1n 2000, two decades after the film’s eventual release, at the opening of a 25-year Giorgio Armani retrospective at the Guggenheim, New York, I wandered into a side gallery where clips from the many movies for which Armani has designed the clothes over the years were played on a loop. And there was Richard Gere, grey around the temples, still gorgeous, watching his cocky younger self in fashion’s number-one-all-time-favourite film clip- working out what Armani shirt, what Armani tie, goes with what. It’s the most glamourous image of a man getting ready to go to work.

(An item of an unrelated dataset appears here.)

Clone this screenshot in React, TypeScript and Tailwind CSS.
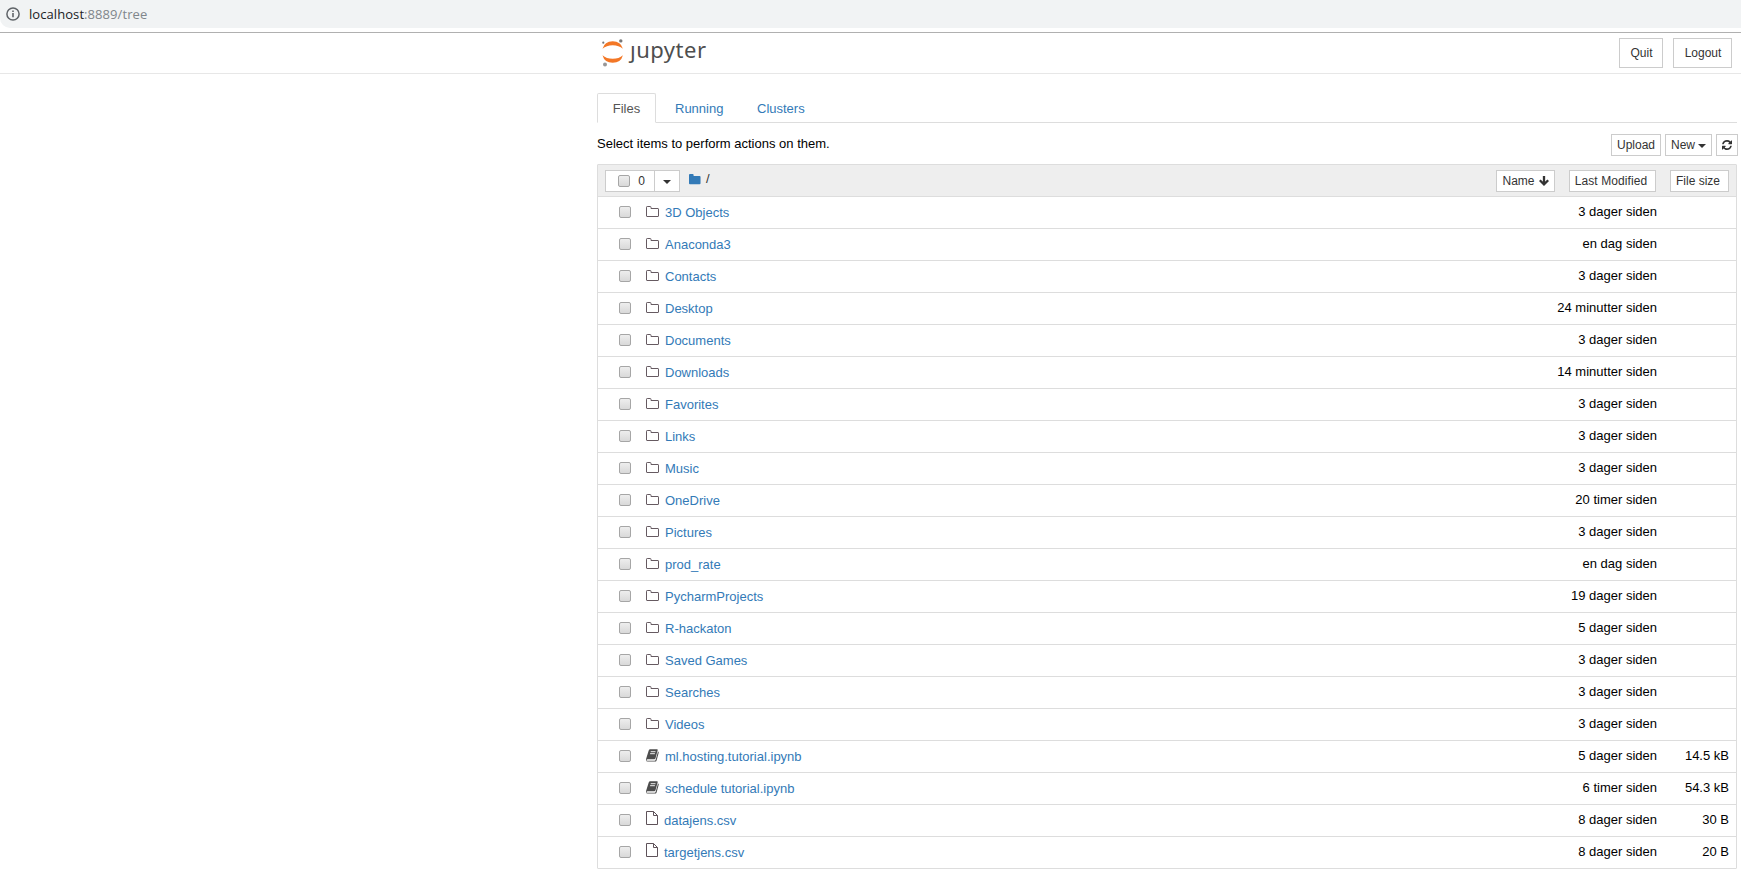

The interesting this is Giorgio Armani will probably be remembered for creating a new wardrobe for the working woman. ‘Throughout the Seventies, I saw women establishing their right to a personal status beyond the family environment, often in a professional capacity,’ he says. ‘At that time, they did not have an aesthetic model to emulate. My aim was to find a positive sartorial solution to this problem, adapting certain elements of the male wardrobe, softening the lines and aiming for a balance between precision and delicacy. In short, I was determined to provide clothes for a new kind of woman.’ So this was fashion as a social statement? ‘It is all a long time ago, but there can be no doubting the significance of my small revolution concerning the jacket.‘
Back in 1991, in the interview for The Look, he said, ‘The jacket obscures, the jacket suggests. It’s mysterious. It’s protection, a shield, a kind of armour to help you survive modern life. A dress reveals too much. You see a woman in a dress, you know how she is made. The jacket conceals and gives you shape.’ This season’s elegant offerings make it obvious that the maestro of minimalism still stands by that.